Data ->
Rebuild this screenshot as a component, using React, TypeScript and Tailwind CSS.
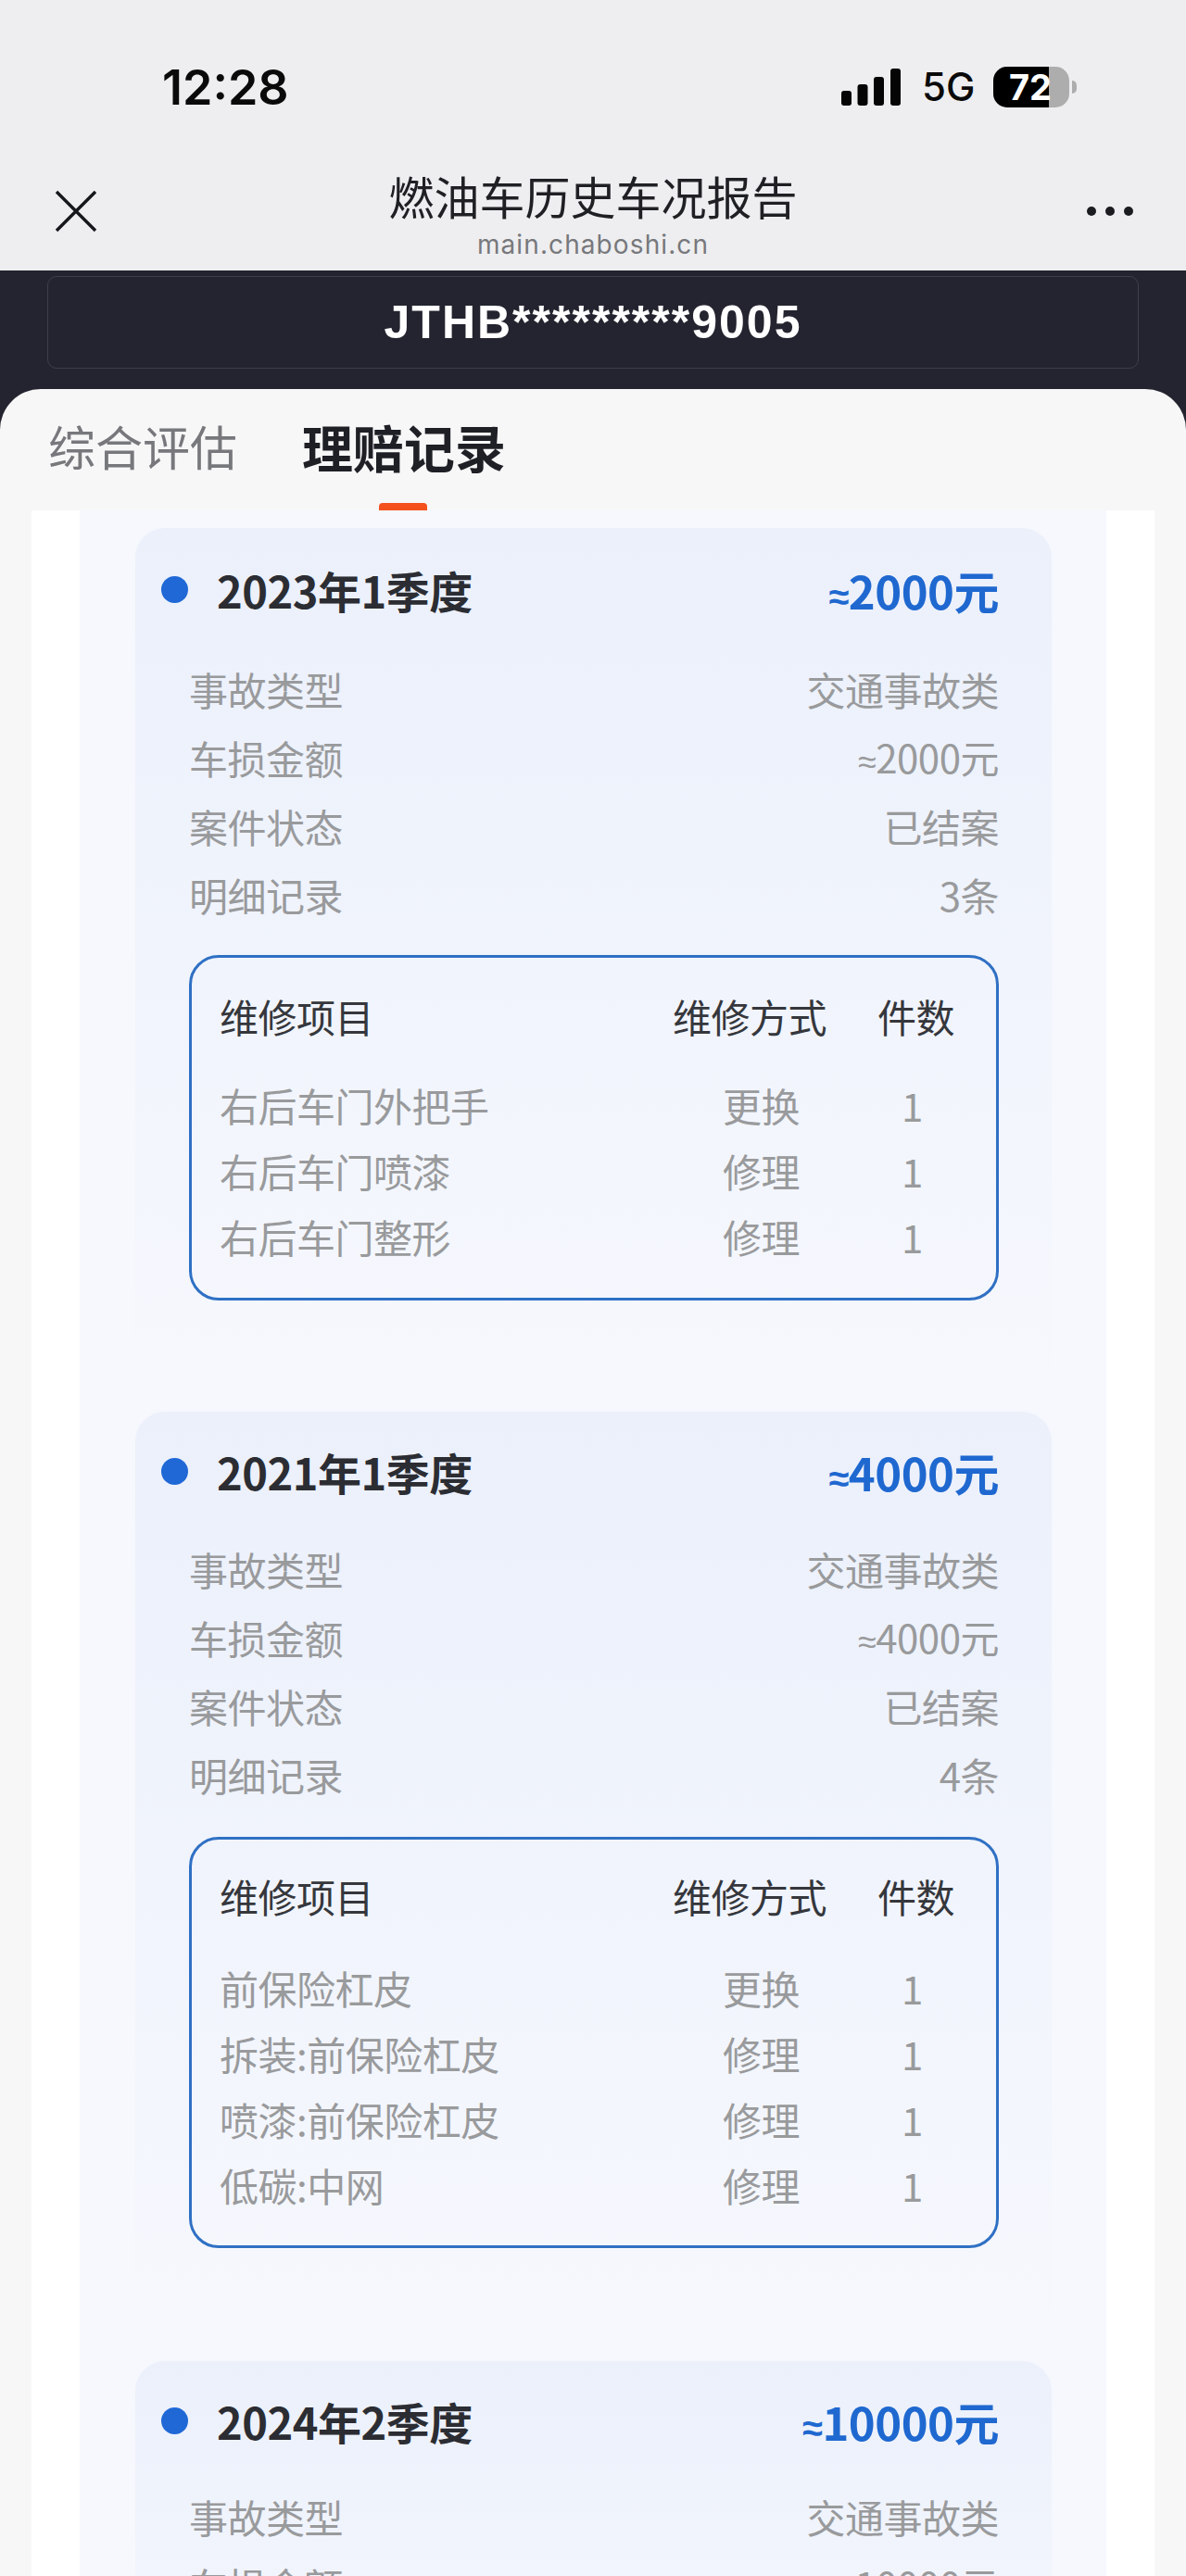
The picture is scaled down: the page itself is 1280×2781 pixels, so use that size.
import React from "react";

const font = { fontFamily: '"Noto Sans CJK SC", sans-serif' };
const latin = { fontFamily: '"Liberation Sans", sans-serif' };

type Claim = {
  title: string;
  amount: string;
  rows: [string, string][];
  items: [string, string][];
  cardPad: string;
  rowsGap: string;
  tableGap: string;
  tablePad: string;
  itemsGap: string;
};

const claims: Claim[] = [
  {
    title: "2023年1季度",
    amount: "2000元",
    rows: [
      ["事故类型", "交通事故类"],
      ["车损金额", "≈2000元"],
      ["案件状态", "已结案"],
      ["明细记录", "3条"],
    ],
    items: [
      ["右后车门外把手", "更换"],
      ["右后车门喷漆", "修理"],
      ["右后车门整形", "修理"],
    ],
    cardPad: "pt-[37px] pb-[120px]",
    rowsGap: "mt-[39px]",
    tableGap: "mt-[29px]",
    tablePad: "pt-[31px] pb-[31px]",
    itemsGap: "mt-[32px]",
  },
  {
    title: "2021年1季度",
    amount: "4000元",
    rows: [
      ["事故类型", "交通事故类"],
      ["车损金额", "≈4000元"],
      ["案件状态", "已结案"],
      ["明细记录", "4条"],
    ],
    items: [
      ["前保险杠皮", "更换"],
      ["拆装:前保险杠皮", "修理"],
      ["喷漆:前保险杠皮", "修理"],
      ["低碳:中网", "修理"],
    ],
    cardPad: "pt-[35px] pb-[122px]",
    rowsGap: "mt-[37px]",
    tableGap: "mt-[31px]",
    tablePad: "pt-[29px] pb-[30px]",
    itemsGap: "mt-[35px]",
  },
  {
    title: "2024年2季度",
    amount: "10000元",
    rows: [
      ["事故类型", "交通事故类"],
      ["车损金额", "≈10000元"],
    ],
    items: [],
    cardPad: "pt-[35px] pb-[120px]",
    rowsGap: "mt-[35px]",
    tableGap: "mt-[29px]",
    tablePad: "pt-[31px] pb-[31px]",
    itemsGap: "mt-[32px]",
  },
];

function Approx({ value }: { value: string }) {
  if (!value.startsWith("≈")) return <span>{value}</span>;
  return (
    <span>
      <span className="text-[36px]" style={latin}>≈</span>
      {value.slice(1)}
    </span>
  );
}

function Card({ claim }: { claim: Claim }) {
  return (
    <section className={`rounded-t-[32px] bg-gradient-to-b from-[#ebf0fb] to-[#f6f8fd] pl-[58px] pr-[57px] ${claim.cardPad}`}>
      <div className="relative flex h-[60px] items-center justify-between">
        <span className="absolute left-[-30px] top-[15px] h-[29px] w-[29px] rounded-full bg-[#1f68d6]" />
        <span className="pl-[30px] text-[47px] font-bold tracking-[-0.5px] text-[#2b2d33]">{claim.title}</span>
        <span className="text-[49px] font-bold tracking-[-0.5px] text-[#1f68d0]">
          <span className="text-[40px]" style={latin}>≈</span>
          {claim.amount}
        </span>
      </div>
      <div className={claim.rowsGap}>
        {claim.rows.map(([label, value]) => (
          <div key={label} className="flex h-[74px] items-center justify-between text-[42px] tracking-[-0.5px] text-[#999a9c]">
            <span>{label}</span>
            <Approx value={value} />
          </div>
        ))}
      </div>
      {claim.items.length > 0 && (
        <div className={`${claim.tableGap} ${claim.tablePad} rounded-[32px] border-[3px] border-[#2f70c4] pl-[30px] text-[42px] tracking-[-0.5px]`}>
          <div className="grid h-[60px] grid-cols-[489px_221px_83px] items-center text-[#35373c]">
            <span>维修项目</span>
            <span>维修方式</span>
            <span>件数</span>
          </div>
          <div className={claim.itemsGap}>
            {claim.items.map(([name, way]) => (
              <div key={name} className="grid h-[71px] grid-cols-[489px_221px_83px] items-center text-[#999a9c]">
                <span>{name}</span>
                <span className="pl-[54px]">{way}</span>
                <span className="pl-[26px]">1</span>
              </div>
            ))}
          </div>
        </div>
      )}
    </section>
  );
}

export default function App() {
  return (
    <div className="h-[2781px] w-[1280px] overflow-hidden bg-[#23242f]" style={font}>
      <header className="relative h-[292px] bg-[#eeeef0]">
        <div className="flex h-[190px] items-start justify-between pl-[175px] pr-[118px] pt-[62px]">
          <span className="text-[52px] font-semibold leading-[66px] text-[#0a0a0a]" style={{ fontFamily: "Inter, sans-serif" }}>
            12:28
          </span>
          <div className="flex items-center pt-[10px]">
            <svg width="64" height="40" viewBox="0 0 64 40" fill="#050505">
              <rect x="0" y="24" width="11" height="16" rx="3" />
              <rect x="17.5" y="17" width="11" height="23" rx="3" />
              <rect x="35" y="9" width="11" height="31" rx="3" />
              <rect x="53" y="0" width="11" height="40" rx="3" />
            </svg>
            <span className="ml-[23px] w-[56px] text-[42px] font-medium leading-[40px] text-[#0a0a0a]" style={{ fontFamily: "Inter, sans-serif" }}>
              5G
            </span>
            <div className="relative ml-[21px] h-[44px] w-[82px] overflow-hidden rounded-[15px] bg-[#adadad]">
              <div className="h-full w-[60px] bg-black" />
              <span className="absolute inset-0 pr-[2px] text-center text-[38px] font-bold leading-[44px] text-white" style={{ fontFamily: "Inter, sans-serif" }}>
                72
              </span>
            </div>
            <span className="ml-[3px] h-[14px] w-[5px] rounded-r-full bg-[#adadad]" />
          </div>
        </div>
        <svg className="absolute left-[58px] top-[204px]" width="48" height="48" viewBox="0 0 48 48" fill="none" stroke="#16171b" strokeWidth="3.4">
          <path d="M3 3 L45 45 M45 3 L3 45" />
        </svg>
        <div className="absolute left-0 right-0 top-[176px] text-center">
          <div className="text-[49px] leading-[70px] text-[#1f2024]">燃油车历史车况报告</div>
          <div className="text-[28px] leading-[36px] tracking-[1.1px] text-[#77787c]" style={{ fontFamily: "Inter, sans-serif" }}>
            main.chaboshi.cn
          </div>
        </div>
        <div className="absolute left-[1173px] top-[223px] flex gap-[10px]">
          <span className="h-[10px] w-[10px] rounded-full bg-[#1b1c20]" />
          <span className="h-[10px] w-[10px] rounded-full bg-[#1b1c20]" />
          <span className="h-[10px] w-[10px] rounded-full bg-[#1b1c20]" />
        </div>
      </header>

      <div className="h-[128px] px-[51px] pt-[6px]">
        <div className="flex h-[100px] items-center justify-center rounded-[10px] border border-[#3e3f4b] text-[50px] font-bold tracking-[2px] text-white" style={latin}>
          JTHB*********9005
        </div>
      </div>

      <main className="h-[2361px] rounded-t-[44px] bg-[#f7f7f8]">
        <nav className="flex h-[131px] items-start pl-[52px]">
          <span className="mt-[21px] text-[51px] leading-[80px] text-[#77787c]">综合评估</span>
          <div className="relative ml-[70px] mt-[21px] h-[110px]">
            <span className="text-[55px] font-bold leading-[80px] text-[#1f2026]">理赔记录</span>
            <span className="absolute bottom-0 left-[83px] h-[8px] w-[52px] rounded-t-[4px] bg-[#f4511e]" />
          </div>
        </nav>
        <div className="mx-[34px] h-[2230px] bg-white px-[52px]">
          <div className="h-full bg-[#f6f8fd] pl-[60px] pr-[59px] pt-[19px]">
            {claims.map((c) => (
              <Card key={c.title} claim={c} />
            ))}
          </div>
        </div>
      </main>
    </div>
  );
}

Do this ->
All of the material above needs to be restated exactly, with no pictures.

Exercise result ->
Rebuild this screenshot as a component, using React, TypeScript and Tailwind CSS.
The picture is scaled down: the page itself is 1280×2781 pixels, so use that size.
import React from "react";

const font = { fontFamily: '"Noto Sans CJK SC", sans-serif' };
const latin = { fontFamily: '"Liberation Sans", sans-serif' };

type Claim = {
  title: string;
  amount: string;
  rows: [string, string][];
  items: [string, string][];
  cardPad: string;
  rowsGap: string;
  tableGap: string;
  tablePad: string;
  itemsGap: string;
};

const claims: Claim[] = [
  {
    title: "2023年1季度",
    amount: "2000元",
    rows: [
      ["事故类型", "交通事故类"],
      ["车损金额", "≈2000元"],
      ["案件状态", "已结案"],
      ["明细记录", "3条"],
    ],
    items: [
      ["右后车门外把手", "更换"],
      ["右后车门喷漆", "修理"],
      ["右后车门整形", "修理"],
    ],
    cardPad: "pt-[37px] pb-[120px]",
    rowsGap: "mt-[39px]",
    tableGap: "mt-[29px]",
    tablePad: "pt-[31px] pb-[31px]",
    itemsGap: "mt-[32px]",
  },
  {
    title: "2021年1季度",
    amount: "4000元",
    rows: [
      ["事故类型", "交通事故类"],
      ["车损金额", "≈4000元"],
      ["案件状态", "已结案"],
      ["明细记录", "4条"],
    ],
    items: [
      ["前保险杠皮", "更换"],
      ["拆装:前保险杠皮", "修理"],
      ["喷漆:前保险杠皮", "修理"],
      ["低碳:中网", "修理"],
    ],
    cardPad: "pt-[35px] pb-[122px]",
    rowsGap: "mt-[37px]",
    tableGap: "mt-[31px]",
    tablePad: "pt-[29px] pb-[30px]",
    itemsGap: "mt-[35px]",
  },
  {
    title: "2024年2季度",
    amount: "10000元",
    rows: [
      ["事故类型", "交通事故类"],
      ["车损金额", "≈10000元"],
    ],
    items: [],
    cardPad: "pt-[35px] pb-[120px]",
    rowsGap: "mt-[35px]",
    tableGap: "mt-[29px]",
    tablePad: "pt-[31px] pb-[31px]",
    itemsGap: "mt-[32px]",
  },
];

function Approx({ value }: { value: string }) {
  if (!value.startsWith("≈")) return <span>{value}</span>;
  return (
    <span>
      <span className="text-[36px]" style={latin}>≈</span>
      {value.slice(1)}
    </span>
  );
}

function Card({ claim }: { claim: Claim }) {
  return (
    <section className={`rounded-t-[32px] bg-gradient-to-b from-[#ebf0fb] to-[#f6f8fd] pl-[58px] pr-[57px] ${claim.cardPad}`}>
      <div className="relative flex h-[60px] items-center justify-between">
        <span className="absolute left-[-30px] top-[15px] h-[29px] w-[29px] rounded-full bg-[#1f68d6]" />
        <span className="pl-[30px] text-[47px] font-bold tracking-[-0.5px] text-[#2b2d33]">{claim.title}</span>
        <span className="text-[49px] font-bold tracking-[-0.5px] text-[#1f68d0]">
          <span className="text-[40px]" style={latin}>≈</span>
          {claim.amount}
        </span>
      </div>
      <div className={claim.rowsGap}>
        {claim.rows.map(([label, value]) => (
          <div key={label} className="flex h-[74px] items-center justify-between text-[42px] tracking-[-0.5px] text-[#999a9c]">
            <span>{label}</span>
            <Approx value={value} />
          </div>
        ))}
      </div>
      {claim.items.length > 0 && (
        <div className={`${claim.tableGap} ${claim.tablePad} rounded-[32px] border-[3px] border-[#2f70c4] pl-[30px] text-[42px] tracking-[-0.5px]`}>
          <div className="grid h-[60px] grid-cols-[489px_221px_83px] items-center text-[#35373c]">
            <span>维修项目</span>
            <span>维修方式</span>
            <span>件数</span>
          </div>
          <div className={claim.itemsGap}>
            {claim.items.map(([name, way]) => (
              <div key={name} className="grid h-[71px] grid-cols-[489px_221px_83px] items-center text-[#999a9c]">
                <span>{name}</span>
                <span className="pl-[54px]">{way}</span>
                <span className="pl-[26px]">1</span>
              </div>
            ))}
          </div>
        </div>
      )}
    </section>
  );
}

export default function App() {
  return (
    <div className="h-[2781px] w-[1280px] overflow-hidden bg-[#23242f]" style={font}>
      <header className="relative h-[292px] bg-[#eeeef0]">
        <div className="flex h-[190px] items-start justify-between pl-[175px] pr-[118px] pt-[62px]">
          <span className="text-[52px] font-semibold leading-[66px] text-[#0a0a0a]" style={{ fontFamily: "Inter, sans-serif" }}>
            12:28
          </span>
          <div className="flex items-center pt-[10px]">
            <svg width="64" height="40" viewBox="0 0 64 40" fill="#050505">
              <rect x="0" y="24" width="11" height="16" rx="3" />
              <rect x="17.5" y="17" width="11" height="23" rx="3" />
              <rect x="35" y="9" width="11" height="31" rx="3" />
              <rect x="53" y="0" width="11" height="40" rx="3" />
            </svg>
            <span className="ml-[23px] w-[56px] text-[42px] font-medium leading-[40px] text-[#0a0a0a]" style={{ fontFamily: "Inter, sans-serif" }}>
              5G
            </span>
            <div className="relative ml-[21px] h-[44px] w-[82px] overflow-hidden rounded-[15px] bg-[#adadad]">
              <div className="h-full w-[60px] bg-black" />
              <span className="absolute inset-0 pr-[2px] text-center text-[38px] font-bold leading-[44px] text-white" style={{ fontFamily: "Inter, sans-serif" }}>
                72
              </span>
            </div>
            <span className="ml-[3px] h-[14px] w-[5px] rounded-r-full bg-[#adadad]" />
          </div>
        </div>
        <svg className="absolute left-[58px] top-[204px]" width="48" height="48" viewBox="0 0 48 48" fill="none" stroke="#16171b" strokeWidth="3.4">
          <path d="M3 3 L45 45 M45 3 L3 45" />
        </svg>
        <div className="absolute left-0 right-0 top-[176px] text-center">
          <div className="text-[49px] leading-[70px] text-[#1f2024]">燃油车历史车况报告</div>
          <div className="text-[28px] leading-[36px] tracking-[1.1px] text-[#77787c]" style={{ fontFamily: "Inter, sans-serif" }}>
            main.chaboshi.cn
          </div>
        </div>
        <div className="absolute left-[1173px] top-[223px] flex gap-[10px]">
          <span className="h-[10px] w-[10px] rounded-full bg-[#1b1c20]" />
          <span className="h-[10px] w-[10px] rounded-full bg-[#1b1c20]" />
          <span className="h-[10px] w-[10px] rounded-full bg-[#1b1c20]" />
        </div>
      </header>

      <div className="h-[128px] px-[51px] pt-[6px]">
        <div className="flex h-[100px] items-center justify-center rounded-[10px] border border-[#3e3f4b] text-[50px] font-bold tracking-[2px] text-white" style={latin}>
          JTHB*********9005
        </div>
      </div>

      <main className="h-[2361px] rounded-t-[44px] bg-[#f7f7f8]">
        <nav className="flex h-[131px] items-start pl-[52px]">
          <span className="mt-[21px] text-[51px] leading-[80px] text-[#77787c]">综合评估</span>
          <div className="relative ml-[70px] mt-[21px] h-[110px]">
            <span className="text-[55px] font-bold leading-[80px] text-[#1f2026]">理赔记录</span>
            <span className="absolute bottom-0 left-[83px] h-[8px] w-[52px] rounded-t-[4px] bg-[#f4511e]" />
          </div>
        </nav>
        <div className="mx-[34px] h-[2230px] bg-white px-[52px]">
          <div className="h-full bg-[#f6f8fd] pl-[60px] pr-[59px] pt-[19px]">
            {claims.map((c) => (
              <Card key={c.title} claim={c} />
            ))}
          </div>
        </div>
      </main>
    </div>
  );
}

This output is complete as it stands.